### SUPPLIED DATA

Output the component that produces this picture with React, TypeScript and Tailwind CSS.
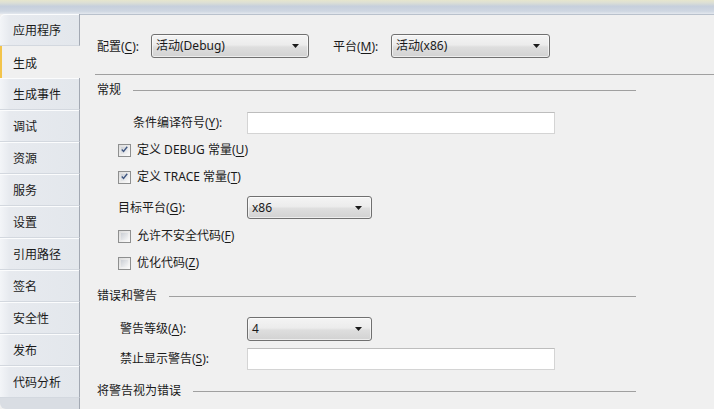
import React from 'react';

// --- Project properties: Build page ---

const TABS = [
  '应用程序', '生成', '生成事件', '调试', '资源', '服务',
  '设置', '引用路径', '签名', '安全性', '发布', '代码分析',
];

function Key({ k }: { k: string }) {
  return <span className="underline underline-offset-2">{k}</span>;
}

function Combo({ text, width }: { text: string; width: string }) {
  return (
    <div
      className={`${width} h-full rounded-[3px] border border-[#707070] bg-[linear-gradient(to_bottom,#f4f4f4_0%,#ececec_45%,#dedede_55%,#d2d2d2_100%)] flex items-center justify-between pl-[4px] pr-[9px] shadow-[inset_0_0_0_1px_rgba(255,255,255,0.6)]`}
    >
      <span>{text}</span>
      <svg width="7" height="4" viewBox="0 0 7 4">
        <path d="M0 0h7L3.5 4z" fill="#1a1a1a" />
      </svg>
    </div>
  );
}

function TextBox() {
  return <div className="w-[308px] h-full bg-white border border-[#d4d4d4] border-t-[#bdbdbd]" />;
}

function Check({ checked }: { checked: boolean }) {
  return (
    <div className="w-[13px] h-[13px] border border-[#8e8f8f] bg-[linear-gradient(135deg,#dcdcdc,#fbfbfb)] p-[2px] shrink-0">
      <div className="w-full h-full bg-[linear-gradient(135deg,#cbcfd5,#f6f6f6)] flex items-center justify-center">
        {checked && (
          <svg width="9" height="9" viewBox="0 0 9 9" className="-mt-[1px]">
            <path d="M1 4.5l2.3 2.6L8 1" stroke="#3f5680" strokeWidth="1.7" fill="none" />
          </svg>
        )}
      </div>
    </div>
  );
}

function Section({ title, mt }: { title: string; mt: string }) {
  return (
    <div className={`${mt} h-[16px] flex items-center w-[539px]`}>
      <span>{title}</span>
      <div className="flex-1 ml-[12px] h-px bg-[#a0a0a0]" />
    </div>
  );
}

export default function App() {
  return (
    <div className="w-[714px] h-[409px] overflow-hidden bg-[#f0f0f0] text-[12px] leading-none text-[#1a1a1a] font-['Segoe_UI','Noto_Sans','Noto_Sans_CJK_SC',sans-serif] flex flex-col">
      {/* window chrome band */}
      <div className="h-[14px] shrink-0 bg-[linear-gradient(to_bottom,#e6e6cd_0%,#dcdfd6_20%,#c6cfdc_45%,#cfd7e2_80%,#e4e8ee_100%)]" />

      <div className="flex flex-1 min-h-0">
        {/* side tabs */}
        <div className="w-[80px] shrink-0 flex flex-col">
          {TABS.map((t, i) => {
            const active = t === '生成';
            return (
              <div
                key={t}
                className={
                  active
                    ? 'h-[32px] shrink-0 flex items-center pt-[3px] pl-[11px] bg-[#f0f0f0] border-l-[2px] border-[#f3c44a]'
                    : `h-[32px] shrink-0 flex items-center pt-[3px] pl-[13px] bg-[linear-gradient(to_right,#f3f5f8_0%,#e7eaef_12%,#e3e7ec_100%)] border-r border-r-[#a3a9b3] border-b border-b-[#d3d8df] shadow-[inset_0_1px_0_#fbfcfd] ${i === 0 ? 'rounded-tl-[5px]' : ''}`
                }
              >
                {t}
              </div>
            );
          })}
          <div className="flex-1 bg-[#d9dde3] border-r border-r-[#a3a9b3] rounded-bl-[6px]" />
        </div>

        {/* page */}
        <div className="flex-1 border-t border-t-[#b9c1cc] flex flex-col">
          <div className="mt-[19px] ml-[17px] h-[24px] flex items-center">
            <span className="w-[54px] pt-[2px]">配置(<Key k="C" />):</span>
            <Combo text="活动(Debug)" width="w-[158px]" />
            <span className="ml-[24px] w-[58px] pt-[2px]">平台(<Key k="M" />):</span>
            <Combo text="活动(x86)" width="w-[159px]" />
          </div>

          <div className="mt-[16px] ml-[15px] h-px bg-[#a0a0a0]" />

          <div className="ml-[17px]">
            <Section title="常规" mt="mt-[7px]" />

            <div className="mt-[14px] h-[22px] flex items-center">
              <span className="ml-[36px] w-[114px]">条件编译符号(<Key k="Y" />):</span>
              <TextBox />
            </div>

            <div className="mt-[7px] h-[18px] flex items-center gap-[6px] ml-[21px]">
              <Check checked />
              <span>定义 DEBUG 常量(<Key k="U" />)</span>
            </div>
            <div className="mt-[9px] h-[18px] flex items-center gap-[6px] ml-[21px]">
              <Check checked />
              <span>定义 TRACE 常量(<Key k="T" />)</span>
            </div>

            <div className="mt-[10px] h-[23px] flex items-center">
              <span className="ml-[21px] w-[129px]">目标平台(<Key k="G" />):</span>
              <Combo text="x86" width="w-[125px]" />
            </div>

            <div className="mt-[8px] h-[18px] flex items-center gap-[6px] ml-[21px]">
              <Check checked={false} />
              <span>允许不安全代码(<Key k="F" />)</span>
            </div>
            <div className="mt-[9px] h-[18px] flex items-center gap-[6px] ml-[21px]">
              <Check checked={false} />
              <span>优化代码(<Key k="Z" />)</span>
            </div>

            <Section title="错误和警告" mt="mt-[16px]" />

            <div className="mt-[13px] h-[24px] flex items-center">
              <span className="ml-[23px] w-[127px]">警告等级(<Key k="A" />):</span>
              <Combo text="4" width="w-[125px]" />
            </div>
            <div className="mt-[7px] h-[22px] flex items-center">
              <span className="ml-[23px] w-[127px]">禁止显示警告(<Key k="S" />):</span>
              <TextBox />
            </div>

            <Section title="将警告视为错误" mt="mt-[13px]" />
          </div>
        </div>
      </div>
    </div>
  );
}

### WHAT YOU NEED TO DO
Without the pictures, write out all of the material exactly.

### FULL OUTPUT
Output the component that produces this picture with React, TypeScript and Tailwind CSS.
import React from 'react';

// --- Project properties: Build page ---

const TABS = [
  '应用程序', '生成', '生成事件', '调试', '资源', '服务',
  '设置', '引用路径', '签名', '安全性', '发布', '代码分析',
];

function Key({ k }: { k: string }) {
  return <span className="underline underline-offset-2">{k}</span>;
}

function Combo({ text, width }: { text: string; width: string }) {
  return (
    <div
      className={`${width} h-full rounded-[3px] border border-[#707070] bg-[linear-gradient(to_bottom,#f4f4f4_0%,#ececec_45%,#dedede_55%,#d2d2d2_100%)] flex items-center justify-between pl-[4px] pr-[9px] shadow-[inset_0_0_0_1px_rgba(255,255,255,0.6)]`}
    >
      <span>{text}</span>
      <svg width="7" height="4" viewBox="0 0 7 4">
        <path d="M0 0h7L3.5 4z" fill="#1a1a1a" />
      </svg>
    </div>
  );
}

function TextBox() {
  return <div className="w-[308px] h-full bg-white border border-[#d4d4d4] border-t-[#bdbdbd]" />;
}

function Check({ checked }: { checked: boolean }) {
  return (
    <div className="w-[13px] h-[13px] border border-[#8e8f8f] bg-[linear-gradient(135deg,#dcdcdc,#fbfbfb)] p-[2px] shrink-0">
      <div className="w-full h-full bg-[linear-gradient(135deg,#cbcfd5,#f6f6f6)] flex items-center justify-center">
        {checked && (
          <svg width="9" height="9" viewBox="0 0 9 9" className="-mt-[1px]">
            <path d="M1 4.5l2.3 2.6L8 1" stroke="#3f5680" strokeWidth="1.7" fill="none" />
          </svg>
        )}
      </div>
    </div>
  );
}

function Section({ title, mt }: { title: string; mt: string }) {
  return (
    <div className={`${mt} h-[16px] flex items-center w-[539px]`}>
      <span>{title}</span>
      <div className="flex-1 ml-[12px] h-px bg-[#a0a0a0]" />
    </div>
  );
}

export default function App() {
  return (
    <div className="w-[714px] h-[409px] overflow-hidden bg-[#f0f0f0] text-[12px] leading-none text-[#1a1a1a] font-['Segoe_UI','Noto_Sans','Noto_Sans_CJK_SC',sans-serif] flex flex-col">
      {/* window chrome band */}
      <div className="h-[14px] shrink-0 bg-[linear-gradient(to_bottom,#e6e6cd_0%,#dcdfd6_20%,#c6cfdc_45%,#cfd7e2_80%,#e4e8ee_100%)]" />

      <div className="flex flex-1 min-h-0">
        {/* side tabs */}
        <div className="w-[80px] shrink-0 flex flex-col">
          {TABS.map((t, i) => {
            const active = t === '生成';
            return (
              <div
                key={t}
                className={
                  active
                    ? 'h-[32px] shrink-0 flex items-center pt-[3px] pl-[11px] bg-[#f0f0f0] border-l-[2px] border-[#f3c44a]'
                    : `h-[32px] shrink-0 flex items-center pt-[3px] pl-[13px] bg-[linear-gradient(to_right,#f3f5f8_0%,#e7eaef_12%,#e3e7ec_100%)] border-r border-r-[#a3a9b3] border-b border-b-[#d3d8df] shadow-[inset_0_1px_0_#fbfcfd] ${i === 0 ? 'rounded-tl-[5px]' : ''}`
                }
              >
                {t}
              </div>
            );
          })}
          <div className="flex-1 bg-[#d9dde3] border-r border-r-[#a3a9b3] rounded-bl-[6px]" />
        </div>

        {/* page */}
        <div className="flex-1 border-t border-t-[#b9c1cc] flex flex-col">
          <div className="mt-[19px] ml-[17px] h-[24px] flex items-center">
            <span className="w-[54px] pt-[2px]">配置(<Key k="C" />):</span>
            <Combo text="活动(Debug)" width="w-[158px]" />
            <span className="ml-[24px] w-[58px] pt-[2px]">平台(<Key k="M" />):</span>
            <Combo text="活动(x86)" width="w-[159px]" />
          </div>

          <div className="mt-[16px] ml-[15px] h-px bg-[#a0a0a0]" />

          <div className="ml-[17px]">
            <Section title="常规" mt="mt-[7px]" />

            <div className="mt-[14px] h-[22px] flex items-center">
              <span className="ml-[36px] w-[114px]">条件编译符号(<Key k="Y" />):</span>
              <TextBox />
            </div>

            <div className="mt-[7px] h-[18px] flex items-center gap-[6px] ml-[21px]">
              <Check checked />
              <span>定义 DEBUG 常量(<Key k="U" />)</span>
            </div>
            <div className="mt-[9px] h-[18px] flex items-center gap-[6px] ml-[21px]">
              <Check checked />
              <span>定义 TRACE 常量(<Key k="T" />)</span>
            </div>

            <div className="mt-[10px] h-[23px] flex items-center">
              <span className="ml-[21px] w-[129px]">目标平台(<Key k="G" />):</span>
              <Combo text="x86" width="w-[125px]" />
            </div>

            <div className="mt-[8px] h-[18px] flex items-center gap-[6px] ml-[21px]">
              <Check checked={false} />
              <span>允许不安全代码(<Key k="F" />)</span>
            </div>
            <div className="mt-[9px] h-[18px] flex items-center gap-[6px] ml-[21px]">
              <Check checked={false} />
              <span>优化代码(<Key k="Z" />)</span>
            </div>

            <Section title="错误和警告" mt="mt-[16px]" />

            <div className="mt-[13px] h-[24px] flex items-center">
              <span className="ml-[23px] w-[127px]">警告等级(<Key k="A" />):</span>
              <Combo text="4" width="w-[125px]" />
            </div>
            <div className="mt-[7px] h-[22px] flex items-center">
              <span className="ml-[23px] w-[127px]">禁止显示警告(<Key k="S" />):</span>
              <TextBox />
            </div>

            <Section title="将警告视为错误" mt="mt-[13px]" />
          </div>
        </div>
      </div>
    </div>
  );
}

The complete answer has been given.